The SVOD service, which has been in Canada less than eight years, had a similar penetration rate in Canada as it does down in the U.S. However, it lags behind many parts of Western and Northern Europe for penetration rates (Norway has the largest penetration rate at 87%, followed by Sweden at 79.2% and Denmark at 77.4%).

Additionally, the Quebec market still proves challenging for Netflix, according to the firm.

The key to success in Quebec for Netflix is similar to its key to success in many other countries, eMarketer suggested: more local content. Just as Netflix tends to dominate n English language-speaking countries such as the U.K. and Australia but has a weaker performance in countries such as France and the Asia-Pacific region, Netflix’s penetration among French-speaking Canadians is much lower, according to eMarketer. That weakness was attributed by the firm to a lack of programming tailored to the specific audience, especially when it comes to language.

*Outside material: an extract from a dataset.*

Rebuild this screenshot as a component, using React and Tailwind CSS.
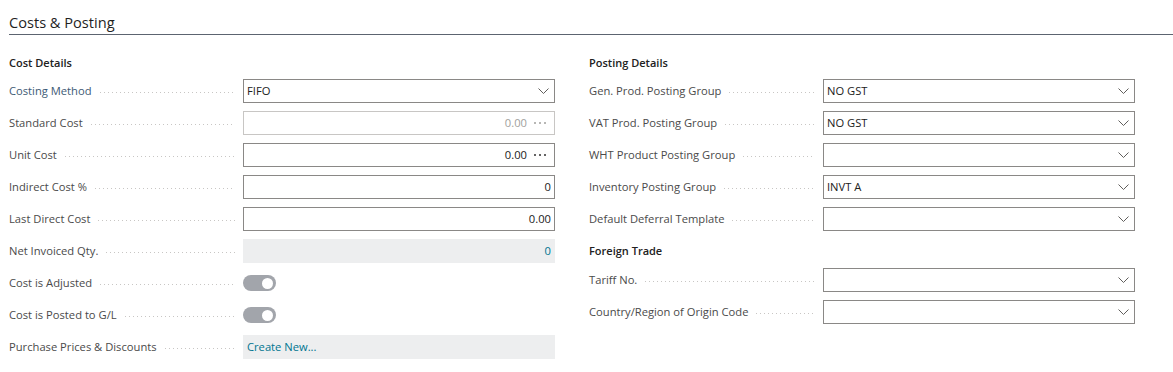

Quebec also has differing attitudes from the rest of the country on Netflix’s obligations to the local market. A total of 29% of survey respondents from Quebec “strongly agree,” and another 26% “moderately agree” that digital media companies such as Netflix should be taxed in order to fund local productions. Quebec is the only market surveyed where the “agree” respondents outweigh the “disagree” respondents. Atlantic Canada had the lowest rate of agreement with this idea.

French Canadians also watch more traditional television than the rest of the country; Francophones view an average of 31.5 hours of traditional television per week, while Anglophones view an average of 24.3 (both have trended downward for several years, according to eMarketer, although the French population’s decline has been slightly less steep). Meanwhile, Anglo-Canadians view an average of 3.8 hours of digital television per week, compared to French Canadians who view an average of 2.3 hours per week.

Overall, eMarketer projects that by year-end, Netflix will reach 13 million Canadians, representing half of Canada’s English-speaking population and just under 36% of the entire population. OTT in general will reach 17.4 million Canadians, making Netflix the preeminent streaming service in the country. Revenue from OTT is also predicted to shoot up. Using financial results from 24 OTT providers in Canada, eMarketer predicted that OTT would pull in $1.11 billion dollars in subscription revenue this year (up from $870 million last year). By 2020, that total is expected to rise to $1.58 billion.

In a survey of 1,000 Canadians, 53% of internet users studied said they respond to Netflix. It was the most popular digital subscription service by far, followed by music streamers Spotify (16%) and Apple Music (12%). Netflix competitors Amazon Video (10%) and CraveTV (9%) followed.

Looking more broadly to Netflix’s North American performance, the SVOD leads the pack despite more competition south of the border (including Hulu, HBO Go and other services such as Amazon Video, YouTube Premium and CBS All Access which are now available in Canada but have had several years to establish a presence in the U.S.). By year-end, eMarketer projects that Netflix will reach 51.7% of the U.S. population, representing 170.1 million people and growth of 11.1%.